More Terminal Projects
Just six miles offshore from Brownsville, Texas, privately-held midstream company Jupiter MLP has commenced the engineering, permitting and design of the Jupiter Offshore Loading Terminal (JOLT), a VLCC loading facility.
“The plan is to have JOLT connected to 10 million barrels of onshore storage through two 24-inch diameter pipelines, capable of loading 1 million barrels/day (one VLCC every 48 hours),” according to the Poten & Partners report.
Oil trader Trafigura submitted plans to building an offshore crude oil terminal 15 miles outside of Corpus Christi, with a potential capacity of 400,000 barrels/day, enabling them to load one VLCC every five days using a single-point mooring buoy system.
In Louisiana there are two projects (one old, one new) that have growing crude oil export potential.
The old one is The Louisiana Offshore Oil Port (LOOP), the only current VLCC capable terminal. Originally built as an import terminal, it has also started to export limited quantities of crude oil, but LOOP has the potential to do significantly more.
The other project is still in the planning stage. Midstream company Tallgrass Energy is proposing to build “Seahorse”, a new 700-mile, 800,000 barrel/day pipeline from Cushing, Oklahoma to St.

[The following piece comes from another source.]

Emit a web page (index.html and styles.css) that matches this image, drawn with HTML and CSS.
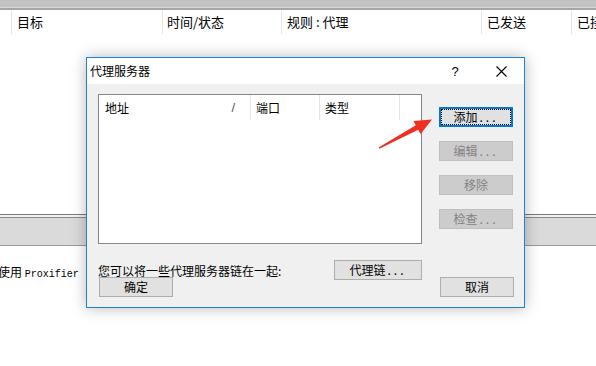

James, Louisiana. It is also planning a new terminal on the Louisiana Gulf Coast called Plaquemines Liquids Terminal (PLT).

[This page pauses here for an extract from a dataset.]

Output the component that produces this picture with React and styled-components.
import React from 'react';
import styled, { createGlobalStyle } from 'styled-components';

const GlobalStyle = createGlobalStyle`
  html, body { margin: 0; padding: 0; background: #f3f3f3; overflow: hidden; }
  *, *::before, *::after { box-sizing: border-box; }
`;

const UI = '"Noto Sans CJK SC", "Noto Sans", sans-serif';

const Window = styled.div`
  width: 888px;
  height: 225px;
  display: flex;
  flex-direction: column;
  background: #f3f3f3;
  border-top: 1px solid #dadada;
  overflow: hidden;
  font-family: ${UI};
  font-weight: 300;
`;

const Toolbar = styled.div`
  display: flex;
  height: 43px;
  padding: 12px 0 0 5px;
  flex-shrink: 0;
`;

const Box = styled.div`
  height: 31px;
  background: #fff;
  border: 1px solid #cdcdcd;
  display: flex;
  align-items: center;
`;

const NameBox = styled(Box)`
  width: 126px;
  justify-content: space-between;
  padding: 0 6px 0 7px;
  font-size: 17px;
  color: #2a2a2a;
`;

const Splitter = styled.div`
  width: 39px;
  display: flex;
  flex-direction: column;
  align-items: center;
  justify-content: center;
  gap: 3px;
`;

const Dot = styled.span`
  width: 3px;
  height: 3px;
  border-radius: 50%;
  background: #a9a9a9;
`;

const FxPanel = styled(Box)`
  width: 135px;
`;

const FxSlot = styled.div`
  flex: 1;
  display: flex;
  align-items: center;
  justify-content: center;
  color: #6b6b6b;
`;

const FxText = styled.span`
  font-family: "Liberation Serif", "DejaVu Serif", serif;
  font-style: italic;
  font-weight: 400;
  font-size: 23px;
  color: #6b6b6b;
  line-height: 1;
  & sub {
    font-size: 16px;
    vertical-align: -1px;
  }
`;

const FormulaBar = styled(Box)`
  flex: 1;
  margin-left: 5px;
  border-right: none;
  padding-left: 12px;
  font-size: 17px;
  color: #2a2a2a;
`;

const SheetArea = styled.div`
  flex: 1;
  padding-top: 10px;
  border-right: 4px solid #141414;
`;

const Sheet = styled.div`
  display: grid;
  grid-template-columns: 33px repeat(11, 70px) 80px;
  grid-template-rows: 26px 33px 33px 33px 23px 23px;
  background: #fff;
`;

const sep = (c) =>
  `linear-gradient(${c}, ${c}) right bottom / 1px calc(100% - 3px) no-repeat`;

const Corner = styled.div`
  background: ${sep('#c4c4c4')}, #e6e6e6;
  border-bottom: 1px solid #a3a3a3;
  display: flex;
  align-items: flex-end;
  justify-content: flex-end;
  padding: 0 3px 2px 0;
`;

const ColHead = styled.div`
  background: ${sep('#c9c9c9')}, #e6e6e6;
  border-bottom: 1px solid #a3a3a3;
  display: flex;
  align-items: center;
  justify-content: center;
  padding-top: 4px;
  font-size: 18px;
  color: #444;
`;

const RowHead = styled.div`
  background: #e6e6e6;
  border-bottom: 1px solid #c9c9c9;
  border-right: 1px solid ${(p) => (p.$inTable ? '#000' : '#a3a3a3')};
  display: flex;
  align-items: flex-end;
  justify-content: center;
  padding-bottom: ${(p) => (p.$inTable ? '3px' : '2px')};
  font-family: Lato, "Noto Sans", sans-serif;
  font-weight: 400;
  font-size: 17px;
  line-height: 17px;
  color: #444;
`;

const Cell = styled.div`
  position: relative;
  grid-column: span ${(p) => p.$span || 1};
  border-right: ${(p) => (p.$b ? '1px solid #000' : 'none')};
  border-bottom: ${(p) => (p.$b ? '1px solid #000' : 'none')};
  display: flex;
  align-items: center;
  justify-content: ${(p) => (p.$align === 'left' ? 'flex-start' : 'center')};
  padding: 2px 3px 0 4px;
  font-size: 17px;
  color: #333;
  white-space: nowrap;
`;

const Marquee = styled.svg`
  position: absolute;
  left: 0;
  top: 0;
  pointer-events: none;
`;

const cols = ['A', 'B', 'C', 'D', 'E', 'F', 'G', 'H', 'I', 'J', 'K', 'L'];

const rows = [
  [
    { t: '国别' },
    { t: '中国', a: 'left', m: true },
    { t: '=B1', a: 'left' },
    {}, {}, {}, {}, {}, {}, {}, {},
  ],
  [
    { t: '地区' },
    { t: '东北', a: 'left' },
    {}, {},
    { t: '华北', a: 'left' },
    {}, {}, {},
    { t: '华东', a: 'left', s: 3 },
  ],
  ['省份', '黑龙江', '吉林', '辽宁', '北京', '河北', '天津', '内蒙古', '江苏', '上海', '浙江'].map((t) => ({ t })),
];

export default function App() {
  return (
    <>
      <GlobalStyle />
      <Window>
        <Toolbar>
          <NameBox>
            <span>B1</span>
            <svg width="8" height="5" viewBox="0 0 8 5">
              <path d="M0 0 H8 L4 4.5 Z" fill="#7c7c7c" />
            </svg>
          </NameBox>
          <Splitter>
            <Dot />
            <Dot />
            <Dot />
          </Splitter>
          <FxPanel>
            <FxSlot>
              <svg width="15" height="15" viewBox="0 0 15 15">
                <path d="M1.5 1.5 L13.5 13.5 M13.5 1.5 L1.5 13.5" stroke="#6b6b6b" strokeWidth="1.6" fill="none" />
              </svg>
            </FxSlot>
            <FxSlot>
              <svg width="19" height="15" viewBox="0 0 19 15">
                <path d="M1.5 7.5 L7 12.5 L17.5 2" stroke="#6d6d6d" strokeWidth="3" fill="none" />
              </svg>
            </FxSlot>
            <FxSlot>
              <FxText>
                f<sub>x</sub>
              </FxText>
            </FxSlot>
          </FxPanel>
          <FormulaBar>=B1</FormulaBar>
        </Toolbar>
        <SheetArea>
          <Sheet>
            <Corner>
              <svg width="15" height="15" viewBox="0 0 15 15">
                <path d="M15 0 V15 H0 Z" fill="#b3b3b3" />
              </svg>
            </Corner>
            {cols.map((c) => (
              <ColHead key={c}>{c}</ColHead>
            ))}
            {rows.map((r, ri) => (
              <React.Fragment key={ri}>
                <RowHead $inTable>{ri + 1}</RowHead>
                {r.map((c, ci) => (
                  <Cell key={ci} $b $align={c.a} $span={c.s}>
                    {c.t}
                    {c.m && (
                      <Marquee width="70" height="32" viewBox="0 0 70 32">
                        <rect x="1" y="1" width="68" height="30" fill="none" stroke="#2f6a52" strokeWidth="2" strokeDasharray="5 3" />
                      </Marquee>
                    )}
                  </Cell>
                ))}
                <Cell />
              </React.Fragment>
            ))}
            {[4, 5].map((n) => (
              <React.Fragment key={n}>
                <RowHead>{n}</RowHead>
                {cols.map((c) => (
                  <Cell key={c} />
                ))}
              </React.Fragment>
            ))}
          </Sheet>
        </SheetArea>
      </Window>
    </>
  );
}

“Even if not all these offshore terminals are built, VLCC export capacity from the U.S. Gulf will likely grow dramatically in the next 3-4 years, coinciding with and facilitating a rapid expansion of U.S. production,” the Poten & Partners report stated.
Enterprise expects U.S oil and condensate production to reach 12 million barrels/day in 2020 and the nation’s crude exports to climb above 4 million barrels/day in 2021.
“There is a risk that the new export capacity will outpace production growth, but, given their pipeline connections and superior economics, it is likely that these new offshore terminals will be fully utilized,” according to Poten & Partners.